# START OF Data
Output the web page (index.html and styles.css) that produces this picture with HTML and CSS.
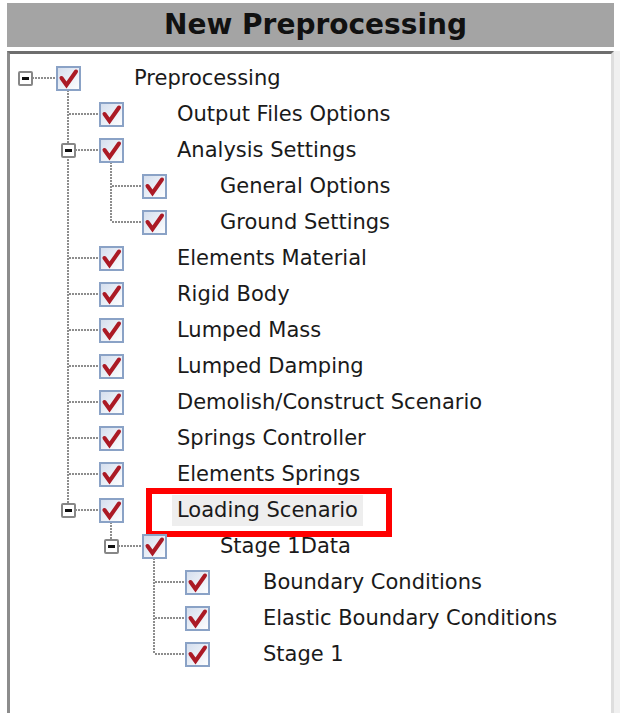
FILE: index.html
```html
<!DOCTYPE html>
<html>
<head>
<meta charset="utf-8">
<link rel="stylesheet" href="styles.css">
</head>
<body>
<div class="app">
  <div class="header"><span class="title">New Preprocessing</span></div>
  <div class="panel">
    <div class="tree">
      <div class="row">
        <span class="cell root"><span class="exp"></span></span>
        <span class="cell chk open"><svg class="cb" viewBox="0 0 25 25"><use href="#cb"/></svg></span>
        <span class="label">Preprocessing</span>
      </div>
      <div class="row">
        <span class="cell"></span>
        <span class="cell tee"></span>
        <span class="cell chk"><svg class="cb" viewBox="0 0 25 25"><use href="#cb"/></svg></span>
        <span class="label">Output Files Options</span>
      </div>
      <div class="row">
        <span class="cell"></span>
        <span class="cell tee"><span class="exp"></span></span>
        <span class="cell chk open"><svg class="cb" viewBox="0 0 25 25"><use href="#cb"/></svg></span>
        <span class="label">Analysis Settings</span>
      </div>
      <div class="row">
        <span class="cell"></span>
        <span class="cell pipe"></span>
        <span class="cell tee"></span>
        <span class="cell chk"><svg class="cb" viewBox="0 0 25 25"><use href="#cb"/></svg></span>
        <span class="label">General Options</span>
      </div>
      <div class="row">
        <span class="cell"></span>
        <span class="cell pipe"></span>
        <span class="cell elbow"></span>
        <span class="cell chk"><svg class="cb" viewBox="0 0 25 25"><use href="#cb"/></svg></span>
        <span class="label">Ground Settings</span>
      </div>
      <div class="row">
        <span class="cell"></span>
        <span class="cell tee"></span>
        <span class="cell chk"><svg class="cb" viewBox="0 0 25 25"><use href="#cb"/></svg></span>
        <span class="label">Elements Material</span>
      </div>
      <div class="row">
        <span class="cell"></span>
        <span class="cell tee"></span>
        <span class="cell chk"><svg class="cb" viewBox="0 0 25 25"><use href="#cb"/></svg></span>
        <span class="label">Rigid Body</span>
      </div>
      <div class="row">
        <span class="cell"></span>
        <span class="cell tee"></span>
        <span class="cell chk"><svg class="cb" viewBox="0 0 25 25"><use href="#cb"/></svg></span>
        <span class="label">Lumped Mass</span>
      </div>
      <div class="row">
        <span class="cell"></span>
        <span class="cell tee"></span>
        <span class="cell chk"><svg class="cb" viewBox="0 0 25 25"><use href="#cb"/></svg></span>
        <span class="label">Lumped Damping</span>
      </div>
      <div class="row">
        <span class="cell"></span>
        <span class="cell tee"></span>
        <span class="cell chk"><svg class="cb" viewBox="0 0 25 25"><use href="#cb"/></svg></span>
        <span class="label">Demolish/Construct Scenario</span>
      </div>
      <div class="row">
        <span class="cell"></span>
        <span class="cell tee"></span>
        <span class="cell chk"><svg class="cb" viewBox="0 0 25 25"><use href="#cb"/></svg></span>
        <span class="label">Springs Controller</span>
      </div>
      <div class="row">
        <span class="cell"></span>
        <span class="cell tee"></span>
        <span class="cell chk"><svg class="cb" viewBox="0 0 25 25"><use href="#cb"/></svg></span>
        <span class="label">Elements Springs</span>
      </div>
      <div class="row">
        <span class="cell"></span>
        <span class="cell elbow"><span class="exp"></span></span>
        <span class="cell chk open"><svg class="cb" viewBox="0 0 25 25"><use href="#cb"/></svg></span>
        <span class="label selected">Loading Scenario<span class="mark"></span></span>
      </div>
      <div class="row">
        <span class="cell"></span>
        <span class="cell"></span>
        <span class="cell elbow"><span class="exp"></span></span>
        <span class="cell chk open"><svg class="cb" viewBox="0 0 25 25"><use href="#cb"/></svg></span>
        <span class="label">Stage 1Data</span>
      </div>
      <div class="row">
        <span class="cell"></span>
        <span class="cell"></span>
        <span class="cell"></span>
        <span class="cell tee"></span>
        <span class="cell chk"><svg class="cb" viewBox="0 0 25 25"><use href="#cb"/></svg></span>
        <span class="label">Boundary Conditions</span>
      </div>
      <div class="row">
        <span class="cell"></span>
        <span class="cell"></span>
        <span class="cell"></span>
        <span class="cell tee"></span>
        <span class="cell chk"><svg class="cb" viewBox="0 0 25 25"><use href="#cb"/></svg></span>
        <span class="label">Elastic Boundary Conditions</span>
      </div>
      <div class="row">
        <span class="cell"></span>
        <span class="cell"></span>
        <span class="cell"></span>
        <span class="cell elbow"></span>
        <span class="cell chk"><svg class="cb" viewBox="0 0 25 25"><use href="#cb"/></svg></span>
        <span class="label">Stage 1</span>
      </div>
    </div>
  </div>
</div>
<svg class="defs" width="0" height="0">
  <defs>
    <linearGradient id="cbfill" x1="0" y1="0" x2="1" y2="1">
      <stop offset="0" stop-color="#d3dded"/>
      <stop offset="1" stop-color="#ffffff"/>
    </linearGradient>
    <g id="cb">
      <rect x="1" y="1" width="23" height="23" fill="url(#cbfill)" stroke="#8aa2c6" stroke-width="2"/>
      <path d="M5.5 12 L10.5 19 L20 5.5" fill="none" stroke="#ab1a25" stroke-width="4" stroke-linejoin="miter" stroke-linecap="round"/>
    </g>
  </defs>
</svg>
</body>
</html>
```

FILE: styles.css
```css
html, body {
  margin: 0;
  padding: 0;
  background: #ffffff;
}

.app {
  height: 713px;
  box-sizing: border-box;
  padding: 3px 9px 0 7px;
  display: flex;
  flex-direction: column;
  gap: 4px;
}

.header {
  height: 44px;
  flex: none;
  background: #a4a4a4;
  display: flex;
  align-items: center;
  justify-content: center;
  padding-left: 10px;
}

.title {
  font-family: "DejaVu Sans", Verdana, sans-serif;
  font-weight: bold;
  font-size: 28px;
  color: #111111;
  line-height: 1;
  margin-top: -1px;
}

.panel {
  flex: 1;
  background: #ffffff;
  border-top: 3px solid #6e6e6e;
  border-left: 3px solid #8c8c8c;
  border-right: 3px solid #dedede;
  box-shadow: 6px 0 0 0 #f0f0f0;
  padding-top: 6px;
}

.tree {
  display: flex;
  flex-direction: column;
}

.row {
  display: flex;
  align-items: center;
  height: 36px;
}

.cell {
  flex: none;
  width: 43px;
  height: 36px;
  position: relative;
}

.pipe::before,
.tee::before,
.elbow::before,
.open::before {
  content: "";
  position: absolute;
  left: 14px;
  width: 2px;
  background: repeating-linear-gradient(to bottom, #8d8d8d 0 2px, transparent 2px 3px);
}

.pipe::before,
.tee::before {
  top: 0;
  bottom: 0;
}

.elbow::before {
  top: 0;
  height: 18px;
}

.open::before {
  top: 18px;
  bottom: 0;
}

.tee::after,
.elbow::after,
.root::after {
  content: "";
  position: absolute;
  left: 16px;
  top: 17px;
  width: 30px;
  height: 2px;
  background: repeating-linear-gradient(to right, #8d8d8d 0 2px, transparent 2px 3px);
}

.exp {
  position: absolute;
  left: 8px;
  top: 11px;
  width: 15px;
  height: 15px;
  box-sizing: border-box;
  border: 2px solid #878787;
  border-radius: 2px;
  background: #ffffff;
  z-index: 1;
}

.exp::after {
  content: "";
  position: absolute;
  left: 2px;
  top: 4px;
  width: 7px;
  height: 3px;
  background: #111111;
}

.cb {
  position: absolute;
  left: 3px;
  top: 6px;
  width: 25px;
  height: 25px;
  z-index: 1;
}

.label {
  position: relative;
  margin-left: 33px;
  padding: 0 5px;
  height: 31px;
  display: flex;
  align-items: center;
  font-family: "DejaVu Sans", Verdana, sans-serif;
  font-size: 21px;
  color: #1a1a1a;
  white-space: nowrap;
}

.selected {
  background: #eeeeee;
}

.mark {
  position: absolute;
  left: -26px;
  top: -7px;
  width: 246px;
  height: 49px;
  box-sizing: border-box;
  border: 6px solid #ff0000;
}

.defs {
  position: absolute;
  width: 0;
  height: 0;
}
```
# END OF Data
Given exercise: How many lines of the listing above include the word "styles"? State the number and nothing else.

Output of the exercise: 3